Start Material provided

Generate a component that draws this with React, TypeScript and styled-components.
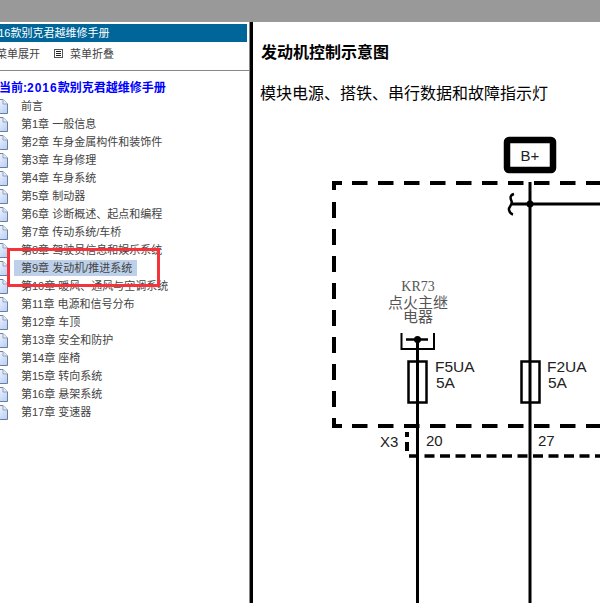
import styled, { createGlobalStyle } from "styled-components";

const GlobalStyle = createGlobalStyle`
    html, body {
        margin: 0;
        padding: 0;
        height: 100%;
        overflow: hidden;
        background: #fff;
    }
    #root {
        height: 100%;
    }
`;

const FONT = `"Liberation Sans", "Noto Sans CJK SC", sans-serif`;

const Page = styled.div`
    position: relative;
    height: 100%;
    display: flex;
    flex-direction: column;
    font-family: ${FONT};
`;

const TopBar = styled.div`
    height: 22px;
    flex: none;
    background-color: #999;
`;

const Frames = styled.div`
    flex: 1;
    min-height: 0;
    display: flex;
`;

const Side = styled.aside`
    width: 250px;
    flex: none;
    box-sizing: border-box;
    overflow: hidden;
    border-right: 1px solid #888;
`;

// the frame is scrolled sideways, so the left edge of everything is cut off
const SideInner = styled.div`
    margin-left: -16px;
    width: 265px;
    padding-top: 2px;
`;

const BookTitle = styled.div`
    height: 18px;
    line-height: 18px;
    margin-right: 2px;
    padding-left: 2px;
    background-color: #006699;
    color: #fff;
    font-size: 11px;
`;

const Toolbar = styled.div`
    height: 22px;
    padding-left: 12px;
    display: flex;
    align-items: center;
    color: #444;
    font-size: 11px;
`;

const ToolLabel = styled.span`
    margin-left: ${(props: { $gap?: number }) => props.$gap ?? 0}px;
`;

const Rule = styled.hr`
    height: 1px;
    margin: 6px 0 0 0;
    border: 0;
    border-top: 1px solid #888;
`;

const Current = styled.div`
    margin-top: 8px;
    height: 17px;
    line-height: 17px;
    padding-left: 15px;
    color: #0000ff;
    font-size: 12px;
    font-weight: bold;
`;

const Year = styled.span`
    letter-spacing: 1px;
`;

const ChapterList = styled.ul`
    list-style: none;
    margin: 0;
    padding: 0 0 0 10px;
`;

const Chapter = styled.li`
    height: 18px;
    display: flex;
    align-items: center;
`;

const Label = styled.span<{ $active?: boolean }>`
    margin-left: 6px;
    padding: 0 5px 0 7px;
    height: 16px;
    line-height: 16px;
    font-size: 11px;
    color: #444;
    white-space: nowrap;
    background-color: ${(props) => (props.$active ? "#bdd0ea" : "transparent")};
`;

const Main = styled.main`
    flex: 1;
    min-width: 0;
    overflow: hidden;
    border-left: 3px solid #000;
`;

const Heading = styled.h3`
    margin: 21px 0 0 8px;
    font-size: 16px;
    line-height: 20px;
    font-weight: bold;
    color: #000;
`;

const Subtitle = styled.p`
    margin: 21px 0 0 7px;
    font-size: 16px;
    line-height: 20px;
    color: #000;
`;

const Diagram = styled.svg`
    display: block;
    margin-top: 16px;
`;

const Annotation = styled.div`
    position: absolute;
    left: 7px;
    top: 248px;
    width: 153px;
    height: 39px;
    box-sizing: border-box;
    border: 3px solid #f4343a;
`;

const chapters = [
    "前言",
    "第1章 一般信息",
    "第2章 车身金属构件和装饰件",
    "第3章 车身修理",
    "第4章 车身系统",
    "第5章 制动器",
    "第6章 诊断概述、起点和编程",
    "第7章 传动系统/车桥",
    "第8章 驾驶员信息和娱乐系统",
    "第9章 发动机/推进系统",
    "第10章 暖风、通风与空调系统",
    "第11章 电源和信号分布",
    "第12章 车顶",
    "第13章 安全和防护",
    "第14章 座椅",
    "第15章 转向系统",
    "第16章 悬架系统",
    "第17章 变速器",
];

function PageIcon({ id }: { id: string }) {
    return (
        <svg width="14" height="15" viewBox="0 0 14 15" style={{ flex: "none" }}>
            <defs>
                <linearGradient id={id} x1="0" y1="0" x2="1" y2="1">
                    <stop offset="0" stopColor="#ffffff" />
                    <stop offset="1" stopColor="#b4ccf4" />
                </linearGradient>
            </defs>
            <path d="M0.5 0.5H9L13.5 5V14.5H0.5Z" fill={`url(#${id})`} stroke="#6c7da3" />
            <path d="M9 0.5V5H13.5" fill="#e4edfb" stroke="#8fa0c0" />
        </svg>
    );
}

function CollapseIcon() {
    return (
        <svg width="9" height="9" viewBox="0 0 9 9" style={{ marginLeft: 14, flex: "none" }}>
            <rect x="0.5" y="0.5" width="8" height="8" fill="#fff" stroke="#555" />
            <path d="M2 2.5H7M2 4.5H7M2 6.5H7" stroke="#222" strokeWidth="1" />
        </svg>
    );
}

function Wiring() {
    return (
        <Diagram width="347" height="483" viewBox="253 120 347 483">
            <g fill="none" stroke="#000">
                {/* B+ terminal */}
                <rect x="507" y="140" width="46" height="30" rx="2" strokeWidth="6.5" />

                {/* outer housing */}
                <path d="M334 190V183H342" strokeWidth="4" />
                <path d="M352 183H600" strokeWidth="4" strokeDasharray="15.5 10.5" />
                <path d="M334 202V408" strokeWidth="4" strokeDasharray="16 11" />
                <path d="M334 418V426H342" strokeWidth="4" />
                <path d="M352 426H600" strokeWidth="4" strokeDasharray="15.5 10.5" />

                {/* X3 connector */}
                <path d="M407 432V451" strokeWidth="4" strokeDasharray="5 5 9 100" />
                <path d="M409 456H600" strokeWidth="3.5" strokeDasharray="10 5.5" />

                {/* wires */}
                <path d="M530 182V603" strokeWidth="3" />
                <path d="M417.5 339V603" strokeWidth="3" />
                <path d="M511 204H600" strokeWidth="3" />
                <path d="M514 194C510 195 510 198 511.5 201C513 205 508 207 509 210C509.5 212 511 214 513 214.5" strokeWidth="2.5" />

                {/* relay contact */}
                <path d="M401.5 333V349H434V333" strokeWidth="2" />
                <path d="M406 339.5H428" strokeWidth="2.5" />

                {/* fuses */}
                <rect x="408.5" y="361.5" width="18" height="41" strokeWidth="2.5" />
                <rect x="521.5" y="361.5" width="18" height="41" strokeWidth="2.5" />
            </g>
            <circle cx="530" cy="204" r="3.5" fill="#000" />
            <circle cx="417.5" cy="339.5" r="3.5" fill="#000" />

            <g fontFamily={`"Liberation Sans", sans-serif`} fill="#222">
                <text x="530" y="160.5" fontSize="15" textAnchor="middle">B+</text>
                <text x="435" y="372" fontSize="15.5">F5UA</text>
                <text x="436" y="388" fontSize="15.5">5A</text>
                <text x="547" y="372" fontSize="15.5">F2UA</text>
                <text x="548" y="388" fontSize="15.5">5A</text>
                <text x="380" y="447" fontSize="15">X3</text>
                <text x="426" y="446" fontSize="15">20</text>
                <text x="538" y="446" fontSize="15">27</text>
            </g>
            <g fontFamily={`"Liberation Serif", "Noto Sans CJK SC", serif`} fill="#555" textAnchor="middle">
                <text x="418" y="291" fontSize="14">KR73</text>
                <text x="418" y="308" fontSize="15">点火主继</text>
                <text x="418" y="322" fontSize="15">电器</text>
            </g>
        </Diagram>
    );
}

export default function App() {
    return (
        <Page>
            <GlobalStyle />
            <TopBar />
            <Frames>
                <Side>
                    <SideInner>
                        <BookTitle>2016款别克君越维修手册</BookTitle>
                        <Toolbar>
                            <ToolLabel>菜单展开</ToolLabel>
                            <CollapseIcon />
                            <ToolLabel $gap={7}>菜单折叠</ToolLabel>
                        </Toolbar>
                        <Rule />
                        <Current>
                            当前:<Year>2016</Year>款别克君越维修手册
                        </Current>
                        <ChapterList>
                            {chapters.map((name, i) => (
                                <Chapter key={name}>
                                    <PageIcon id={`page-${i}`} />
                                    <Label $active={i === 9}>{name}</Label>
                                </Chapter>
                            ))}
                        </ChapterList>
                    </SideInner>
                </Side>
                <Main>
                    <Heading>发动机控制示意图</Heading>
                    <Subtitle>模块电源、搭铁、串行数据和故障指示灯</Subtitle>
                    <Wiring />
                </Main>
            </Frames>
            <Annotation />
        </Page>
    );
}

End Material provided

Job: From the listing above, copy every line that holds the string "components".

Task answer:
Generate a component that draws this with React, TypeScript and styled-components.
import styled, { createGlobalStyle } from "styled-components";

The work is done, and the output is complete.